Unter den Tieren. – Das war auch gut.
Bei den Menschen. – Das war sehr gut,
aber sicher auch schwierig.
In heiligen Büchern. – Das war auch sehr
gut.
Und jetzt bin ich hier. – Du suchst Gott
bei mir?
Ja, bei dir. – Aus Liebe?
Nein aus Verzweiflung. – Dann wirst du
ihn nicht finden.
Was soll ich tun? – Nichts.
Nichts? – Nichts.
Aber. – Doch etwas:
Sieh in deinem Herzen nach! Suche Gott in dir!
Wo wohnt Gott?
Eine
uralte Frage. Menschen aller Zeiten haben sie gestellt.
Und
vielfältig sind die Antworten: Gott wohnt im Himmel. Gott wohnt in der
Natur.
Den
alten Völkern haben die Gestirne als Wohnsitze des Göttlichen gegolten.

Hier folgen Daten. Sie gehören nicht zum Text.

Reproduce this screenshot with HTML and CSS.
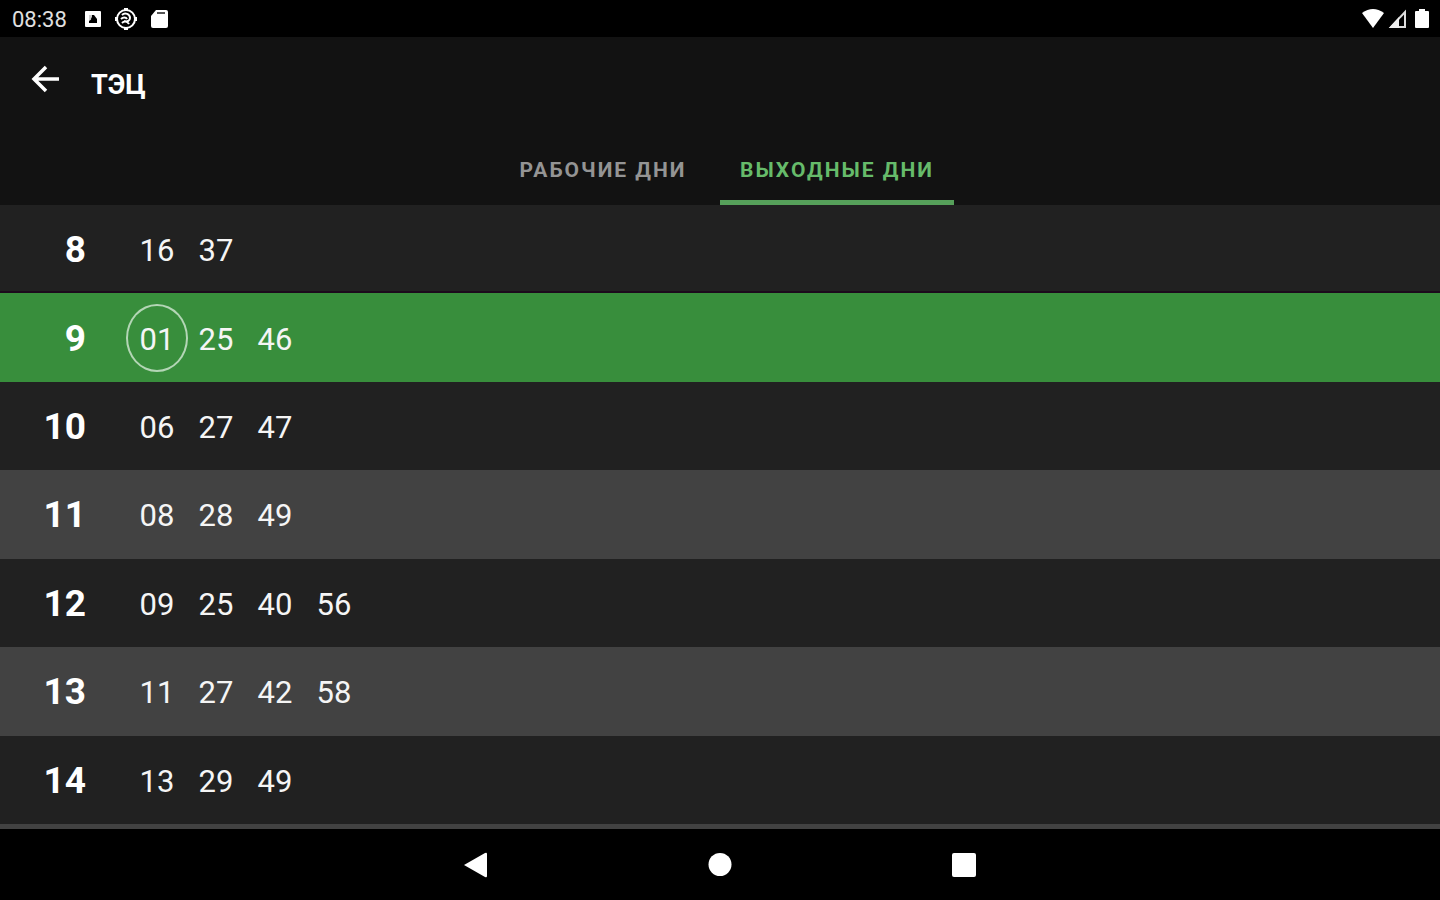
FILE: index.html
```html
<!DOCTYPE html>
<html lang="ru">
<head>
  <meta charset="UTF-8" />
  <meta name="viewport" content="width=device-width, initial-scale=1.0" />
  <title>ТЭЦ</title>
  <link rel="stylesheet" href="styles.css">
</head>
<body>
  <div class="statusbar">
    <span class="clock">08:38</span>
    <svg class="status-icon" viewBox="0 0 20 20">
      <rect x="2" y="2" width="16" height="16" rx="1" fill="#fff"/>
      <path d="M6 6h5l3 4v4H6z" fill="#000"/>
      <path d="M6 6h3v4l-3 2z" fill="#ccc"/>
      <circle cx="10" cy="10" r="2" fill="#000"/>
    </svg>
    <svg class="status-icon round" viewBox="0 0 22 22">
      <g fill="none" stroke="#fff" stroke-width="2">
        <circle cx="11" cy="11" r="9"/>
        <path d="M7 7c3-3 8-1 8 3 0 3-3 4-6 3M6 11c2-2 5-2 6 0M7 15c2-2 5-2 7 1"/>
      </g>
      <path d="M9 0h4v2H9zM9 20h4v2H9zM0 9h2v4H0zM20 9h2v4h-2z" fill="#fff"/>
    </svg>
    <svg class="status-icon" viewBox="0 0 20 20">
      <path d="M7 1h10q2 0 2 2v14q0 2-2 2H4q-2 0-2-2V7z" fill="#fff"/>
      <path d="M8 4h8" stroke="#555" stroke-width="2"/>
    </svg>
    <div class="status-right">
      <svg width="24" height="20" viewBox="0 0 24 20">
        <path d="M1 4Q12-4 23 4L12 19z" fill="#fff"/>
      </svg>
      <svg width="20" height="20" viewBox="0 0 20 20">
        <path d="M18 3v15H4z" fill="none" stroke="#ddd" stroke-width="2"/>
        <path d="M2 19L12 8v11z" fill="#eee"/>
        <path d="M12 12v4h2V9z" fill="#000"/>
      </svg>
      <svg class="battery" width="14" height="20" viewBox="0 0 14 20">
        <path d="M4 0h6v2h3q1 0 1 1v15q0 1-1 1H1q-1 0-1-1V3q0-1 1-1h3z" fill="#fff"/>
      </svg>
    </div>
  </div>

  <header class="appbar">
    <div class="toolbar">
      <button class="back" type="button" aria-label="Назад">
        <svg width="30" height="30" viewBox="0 0 30 30">
          <path d="M29 15H4M16 3L4 15l12 12" fill="none" stroke="#fff" stroke-width="3.5"/>
        </svg>
      </button>
      <h1>ТЭЦ</h1>
    </div>
    <div class="tabs" role="tablist">
      <button class="tab" type="button" role="tab" aria-selected="false">РАБОЧИЕ ДНИ</button>
      <button class="tab active" type="button" role="tab" aria-selected="true">ВЫХОДНЫЕ ДНИ</button>
    </div>
  </header>

  <main>
    <table class="timetable">
      <tbody>
        <tr><th scope="row">8</th><td>16</td><td>37</td></tr>
        <tr class="current"><th scope="row">9</th><td class="next">01</td><td>25</td><td>46</td></tr>
        <tr><th scope="row">10</th><td>06</td><td>27</td><td>47</td></tr>
        <tr class="odd"><th scope="row">11</th><td>08</td><td>28</td><td>49</td></tr>
        <tr><th scope="row">12</th><td>09</td><td>25</td><td>40</td><td>56</td></tr>
        <tr class="odd"><th scope="row">13</th><td>11</td><td>27</td><td>42</td><td>58</td></tr>
        <tr><th scope="row">14</th><td>13</td><td>29</td><td>49</td></tr>
        <!-- top edge of the next row -->
        <tr class="odd"></tr>
      </tbody>
    </table>
  </main>

  <nav class="navbar">
    <button type="button" aria-label="Назад">
      <svg width="26" height="28" viewBox="0 0 26 28"><path d="M1 14L22 2q2-1 2 1v22q0 2-2 1z" fill="#fff"/></svg>
    </button>
    <button type="button" aria-label="Домой">
      <svg width="26" height="28" viewBox="0 0 26 28"><ellipse cx="13" cy="13.5" rx="11.5" ry="11.5" fill="#fff"/></svg>
    </button>
    <button type="button" aria-label="Недавние">
      <svg width="26" height="28" viewBox="0 0 26 28"><rect x="1" y="2" width="24" height="24" rx="2" fill="#fff"/></svg>
    </button>
  </nav>
</body>
</html>
```
FILE: styles.css
```css
* {
  box-sizing: border-box;
}

body {
  margin: 0;
  min-height: 100vh;
  display: flex;
  flex-direction: column;
  background: #000;
  color: #fff;
  font-family: Roboto, sans-serif;
}

button {
  padding: 0;
  border: none;
  background: none;
  color: inherit;
  font-family: inherit;
  cursor: pointer;
}

svg {
  display: block;
}

.statusbar {
  display: flex;
  align-items: center;
  height: 37px;
  padding: 0 11px 0 12px;
}

.clock {
  width: 71px;
  padding-top: 2px;
  font-size: 22px;
  line-height: 36px;
  color: #e0e0e0;
}

.status-icon {
  width: 20px;
  height: 20px;
  margin-right: 12px;
}

.status-icon.round {
  width: 22px;
  height: 22px;
}

.status-right {
  display: flex;
  align-items: center;
  gap: 2px;
  margin-left: auto;
}

.battery {
  margin-left: 6px;
}

.appbar {
  background: #121212;
}

.toolbar {
  display: flex;
  align-items: center;
  height: 96px;
  padding: 0 30px;
}

.back {
  margin-bottom: 12px;
}

h1 {
  margin: 0 0 0 31px;
  font-size: 27px;
  line-height: 36px;
  font-weight: 700;
}

.tabs {
  display: flex;
  justify-content: center;
}

.tab {
  width: 234px;
  height: 72px;
  border-top: 6px solid transparent;
  border-bottom: 5px solid transparent;
  font-size: 21px;
  font-weight: 700;
  letter-spacing: 2px;
  white-space: nowrap;
  color: #949494;
}

.tab.active {
  border-bottom-color: #56a05a;
  color: #66bb6a;
}

main {
  flex: 1;
  display: flex;
}

.timetable {
  flex: 1;
  display: flex;
}

.timetable tbody {
  flex: 1;
  display: grid;
  grid-template-rows: repeat(7, 1fr) 5px;
}

.timetable tr {
  display: flex;
  align-items: center;
  background: #212121;
}

.timetable tr.odd {
  background: #424242;
}

.timetable tr.current {
  background: #388e3c;
  box-shadow: 0 -2px 0 #1c0a1c;
}

.timetable th {
  width: 128px;
  padding: 2px 42px 0 0;
  font-size: 37px;
  line-height: 44px;
  font-weight: 700;
  text-align: right;
}

.timetable td {
  width: 58px;
  margin-right: 1px;
  padding: 4px 0 0;
  font-size: 31px;
  line-height: 60px;
  text-align: center;
  color: #f5f5f5;
}

.timetable td.next {
  border-radius: 50%;
  box-shadow: 0 0 0 2px #b4d6b6;
}

.navbar {
  display: flex;
  justify-content: center;
  gap: 218px;
  height: 71px;
}
```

Auch Berge, Felsen, Quellen, Flüsse, Bäume... sahen sie als Wohnstätten
der Götter.
Tatsächlich ist Gott in seiner Schöpfung. Aber seine Gegenwart ist nicht
auf bestimmte Bereiche beschränkt. „Überall ist er..., Höhen Tiefen,
sie sind sein“, heißt es in einem Lied.
Der
heilige Ignatius lehrt, „Gott zu finden in allen Dingen.“
Viel
mehr als wir denken, ist Gott da. Gott ist gegenwärtig und er will uns
begegnen und wir können ihm begegnen.
In
einem Tagesgebet heißt es: „Gott, du bist da, deine Gegenwart
umhüllt und durchdringt uns wie die Luft, die wir atmen und ohne die wir
nicht leben können“.
Paulus sagt zu den Athenern bei seiner
Rede auf dem Areopag:
„Gott ist uns
nicht fern. In ihm leben wir, bewegen wir uns und sind wir“.
Wo wohnt Gott?
Das
alttestamentliche Gottesvolk war zutiefst von dem Glauben durchdrungen,
dass Gott mitten in seinem Volk wohnt, - und dass er in besonderer Weise
im Tempel zu Jerusalem zugegen ist.
Dabei
aber war man sich bewusst, dass dieser Tempel den allgegenwärtigen,
unermesslichen Gott nicht zu fassen vermag.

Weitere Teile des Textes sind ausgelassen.